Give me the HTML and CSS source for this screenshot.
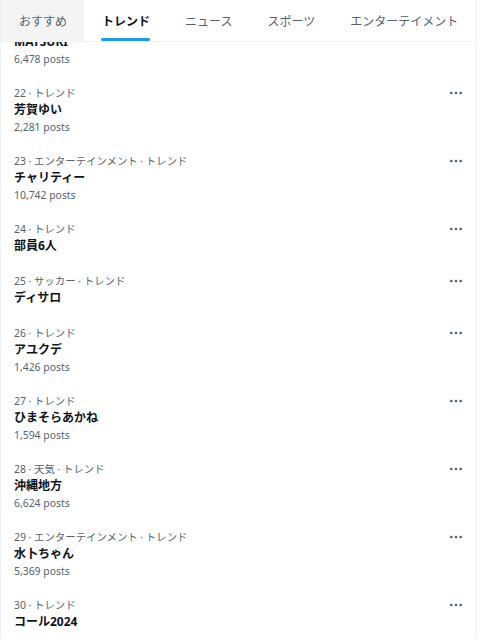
FILE: index.html
```html
<!DOCTYPE html>
<html lang="ja">
<head>
  <meta charset="UTF-8" />
  <meta name="viewport" content="width=device-width, initial-scale=1.0" />
  <title>トレンド</title>
  <link rel="stylesheet" href="styles.css">
</head>
<body>
  <main class="column">
    <nav class="tabs">
      <a class="tab tab-hover" href="#"><span class="tab-label">おすすめ</span></a>
      <a class="tab active" href="#"><span class="tab-label">トレンド</span></a>
      <a class="tab" href="#"><span class="tab-label">ニュース</span></a>
      <a class="tab" href="#"><span class="tab-label">スポーツ</span></a>
      <a class="tab" href="#"><span class="tab-label">エンターテイメント</span></a>
    </nav>

    <ul class="trends">
      <li class="trend">
        <div class="trend-body">
          <div class="trend-meta">21 · トレンド</div>
          <div class="trend-name">MATSURI</div>
          <div class="trend-count">6,478 posts</div>
        </div>
        <button class="more" aria-label="その他"><svg viewBox="0 0 24 24"><path d="M3 12c0-1.1.9-2 2-2s2 .9 2 2-.9 2-2 2-2-.9-2-2zm9 2c1.1 0 2-.9 2-2s-.9-2-2-2-2 .9-2 2 .9 2 2 2zm7 0c1.1 0 2-.9 2-2s-.9-2-2-2-2 .9-2 2 .9 2 2 2z"/></svg></button>
      </li>
      <li class="trend">
        <div class="trend-body">
          <div class="trend-meta">22 · トレンド</div>
          <div class="trend-name">芳賀ゆい</div>
          <div class="trend-count">2,281 posts</div>
        </div>
        <button class="more" aria-label="その他"><svg viewBox="0 0 24 24"><path d="M3 12c0-1.1.9-2 2-2s2 .9 2 2-.9 2-2 2-2-.9-2-2zm9 2c1.1 0 2-.9 2-2s-.9-2-2-2-2 .9-2 2 .9 2 2 2zm7 0c1.1 0 2-.9 2-2s-.9-2-2-2-2 .9-2 2 .9 2 2 2z"/></svg></button>
      </li>
      <li class="trend">
        <div class="trend-body">
          <div class="trend-meta">23 · エンターテインメント · トレンド</div>
          <div class="trend-name">チャリティー</div>
          <div class="trend-count">10,742 posts</div>
        </div>
        <button class="more" aria-label="その他"><svg viewBox="0 0 24 24"><path d="M3 12c0-1.1.9-2 2-2s2 .9 2 2-.9 2-2 2-2-.9-2-2zm9 2c1.1 0 2-.9 2-2s-.9-2-2-2-2 .9-2 2 .9 2 2 2zm7 0c1.1 0 2-.9 2-2s-.9-2-2-2-2 .9-2 2 .9 2 2 2z"/></svg></button>
      </li>
      <li class="trend">
        <div class="trend-body">
          <div class="trend-meta">24 · トレンド</div>
          <div class="trend-name">部員6人</div>
        </div>
        <button class="more" aria-label="その他"><svg viewBox="0 0 24 24"><path d="M3 12c0-1.1.9-2 2-2s2 .9 2 2-.9 2-2 2-2-.9-2-2zm9 2c1.1 0 2-.9 2-2s-.9-2-2-2-2 .9-2 2 .9 2 2 2zm7 0c1.1 0 2-.9 2-2s-.9-2-2-2-2 .9-2 2 .9 2 2 2z"/></svg></button>
      </li>
      <li class="trend">
        <div class="trend-body">
          <div class="trend-meta">25 · サッカー · トレンド</div>
          <div class="trend-name">ディサロ</div>
        </div>
        <button class="more" aria-label="その他"><svg viewBox="0 0 24 24"><path d="M3 12c0-1.1.9-2 2-2s2 .9 2 2-.9 2-2 2-2-.9-2-2zm9 2c1.1 0 2-.9 2-2s-.9-2-2-2-2 .9-2 2 .9 2 2 2zm7 0c1.1 0 2-.9 2-2s-.9-2-2-2-2 .9-2 2 .9 2 2 2z"/></svg></button>
      </li>
      <li class="trend">
        <div class="trend-body">
          <div class="trend-meta">26 · トレンド</div>
          <div class="trend-name">アユクデ</div>
          <div class="trend-count">1,426 posts</div>
        </div>
        <button class="more" aria-label="その他"><svg viewBox="0 0 24 24"><path d="M3 12c0-1.1.9-2 2-2s2 .9 2 2-.9 2-2 2-2-.9-2-2zm9 2c1.1 0 2-.9 2-2s-.9-2-2-2-2 .9-2 2 .9 2 2 2zm7 0c1.1 0 2-.9 2-2s-.9-2-2-2-2 .9-2 2 .9 2 2 2z"/></svg></button>
      </li>
      <li class="trend">
        <div class="trend-body">
          <div class="trend-meta">27 · トレンド</div>
          <div class="trend-name">ひまそらあかね</div>
          <div class="trend-count">1,594 posts</div>
        </div>
        <button class="more" aria-label="その他"><svg viewBox="0 0 24 24"><path d="M3 12c0-1.1.9-2 2-2s2 .9 2 2-.9 2-2 2-2-.9-2-2zm9 2c1.1 0 2-.9 2-2s-.9-2-2-2-2 .9-2 2 .9 2 2 2zm7 0c1.1 0 2-.9 2-2s-.9-2-2-2-2 .9-2 2 .9 2 2 2z"/></svg></button>
      </li>
      <li class="trend">
        <div class="trend-body">
          <div class="trend-meta">28 · 天気 · トレンド</div>
          <div class="trend-name">沖縄地方</div>
          <div class="trend-count">6,624 posts</div>
        </div>
        <button class="more" aria-label="その他"><svg viewBox="0 0 24 24"><path d="M3 12c0-1.1.9-2 2-2s2 .9 2 2-.9 2-2 2-2-.9-2-2zm9 2c1.1 0 2-.9 2-2s-.9-2-2-2-2 .9-2 2 .9 2 2 2zm7 0c1.1 0 2-.9 2-2s-.9-2-2-2-2 .9-2 2 .9 2 2 2z"/></svg></button>
      </li>
      <li class="trend">
        <div class="trend-body">
          <div class="trend-meta">29 · エンターテインメント · トレンド</div>
          <div class="trend-name">水卜ちゃん</div>
          <div class="trend-count">5,369 posts</div>
        </div>
        <button class="more" aria-label="その他"><svg viewBox="0 0 24 24"><path d="M3 12c0-1.1.9-2 2-2s2 .9 2 2-.9 2-2 2-2-.9-2-2zm9 2c1.1 0 2-.9 2-2s-.9-2-2-2-2 .9-2 2 .9 2 2 2zm7 0c1.1 0 2-.9 2-2s-.9-2-2-2-2 .9-2 2 .9 2 2 2z"/></svg></button>
      </li>
      <li class="trend">
        <div class="trend-body">
          <div class="trend-meta">30 · トレンド</div>
          <div class="trend-name">コール2024</div>
        </div>
        <button class="more" aria-label="その他"><svg viewBox="0 0 24 24"><path d="M3 12c0-1.1.9-2 2-2s2 .9 2 2-.9 2-2 2-2-.9-2-2zm9 2c1.1 0 2-.9 2-2s-.9-2-2-2-2 .9-2 2 .9 2 2 2zm7 0c1.1 0 2-.9 2-2s-.9-2-2-2-2 .9-2 2 .9 2 2 2z"/></svg></button>
      </li>
    </ul>
  </main>
</body>
</html>
```

FILE: styles.css
```css
html, body {
  height: 100%;
}
body {
  margin: 0;
  overflow: hidden;
  background: #fff;
  color: #0f1419;
  font-family: "Noto Sans", "Noto Sans CJK JP", sans-serif;
}
.column {
  width: 475px;
  min-height: 100%;
  border-left: 1px solid #eff3f4;
  border-right: 1px solid #eff3f4;
}
.tabs {
  position: sticky;
  top: 0;
  z-index: 1;
  display: flex;
  height: 41px;
  background: #fff;
  border-bottom: 1px solid #eff3f4;
}
.tab {
  display: flex;
  justify-content: center;
  padding: 0 17px 0 18px;
  color: #536471;
  font-size: 12px;
  text-decoration: none;
}
.tab-hover {
  background: #f4f4f4;
}
.tab-label {
  display: flex;
  align-items: center;
  position: relative;
  white-space: nowrap;
}
.tab.active {
  color: #0f1419;
  font-weight: 700;
}
.tab.active .tab-label::after {
  content: "";
  position: absolute;
  left: -1px;
  right: 0;
  bottom: 0;
  height: 3px;
  border-radius: 2px;
  background: #1d9bf0;
}
.trends {
  list-style: none;
  margin: -33px 0 0;
  padding: 0;
}
.trend {
  display: flex;
  align-items: flex-start;
  padding: 8px 12px 10px 13px;
}
.trend-body {
  flex: 1;
  min-width: 0;
}
.trend-meta,
.trend-count {
  color: #536471;
  font-size: 10.4px;
  line-height: 16px;
}
.trend-name {
  font-size: 12px;
  font-weight: 700;
  line-height: 18px;
}
.more {
  width: 16px;
  height: 16px;
  padding: 0;
  border: none;
  background: none;
  cursor: pointer;
}
.more svg {
  display: block;
  width: 16px;
  height: 16px;
  fill: #536471;
}
```
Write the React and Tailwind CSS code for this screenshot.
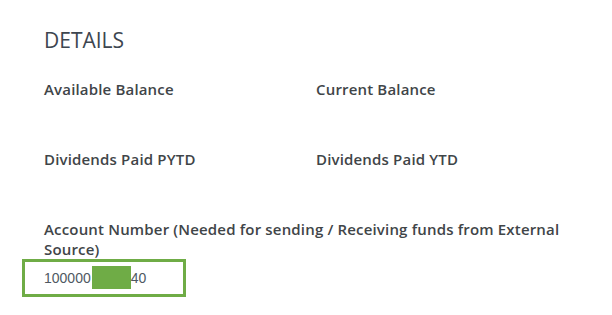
const FIELDS = [
  { label: 'Available Balance', value: '' },
  { label: 'Current Balance', value: '' },
  { label: 'Dividends Paid PYTD', value: '' },
  { label: 'Dividends Paid YTD', value: '' },
]

export default function App() {
  return (
    <div className="min-h-[315px] w-[612px] bg-white pl-[44px] pr-[24px] pt-[25px] font-['Open_Sans',sans-serif] text-[#3f4548]">
      <h2 className="text-[21px] leading-[30px] font-medium text-[#3d4650]">DETAILS</h2>

      <div className="mt-[24px] grid grid-cols-2 gap-y-[50px]">
        {FIELDS.map((f) => (
          <div key={f.label}>
            <p className="text-[15px] leading-[20px] font-semibold tracking-[0.17px]">{f.label}</p>
            {f.value && <p className="text-[15px] leading-[20px]">{f.value}</p>}
          </div>
        ))}
      </div>

      <div className="mt-[50px]">
        <p className="text-[15px] leading-[20px] font-semibold tracking-[0.17px]">
          Account Number (Needed for sending / Receiving funds from External Source)
        </p>
        <div className="-ml-[22px] w-[164px] border-[3px] border-[#6fac46] pb-[5px] pl-[19px] pt-[4px]">
          <p className="flex items-center font-['Liberation_Sans',Arial,sans-serif] text-[14px] leading-[20px] text-[#4f5962]">
            <span>100000</span>
            <span className="ml-[1px] inline-block h-[23px] w-[39px] bg-[#6fac46]" />
            <span>40</span>
          </p>
        </div>
      </div>
    </div>
  )
}
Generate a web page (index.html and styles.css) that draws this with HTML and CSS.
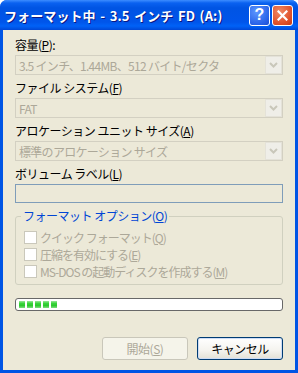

Aim of the task
Look through the entries above and list every line containing "this".

Written response
Give me the HTML and CSS source for this screenshot.
Write the React and Tailwind CSS code for this screenshot.
Generate a web page (index.html and styles.css) that draws this with HTML and CSS.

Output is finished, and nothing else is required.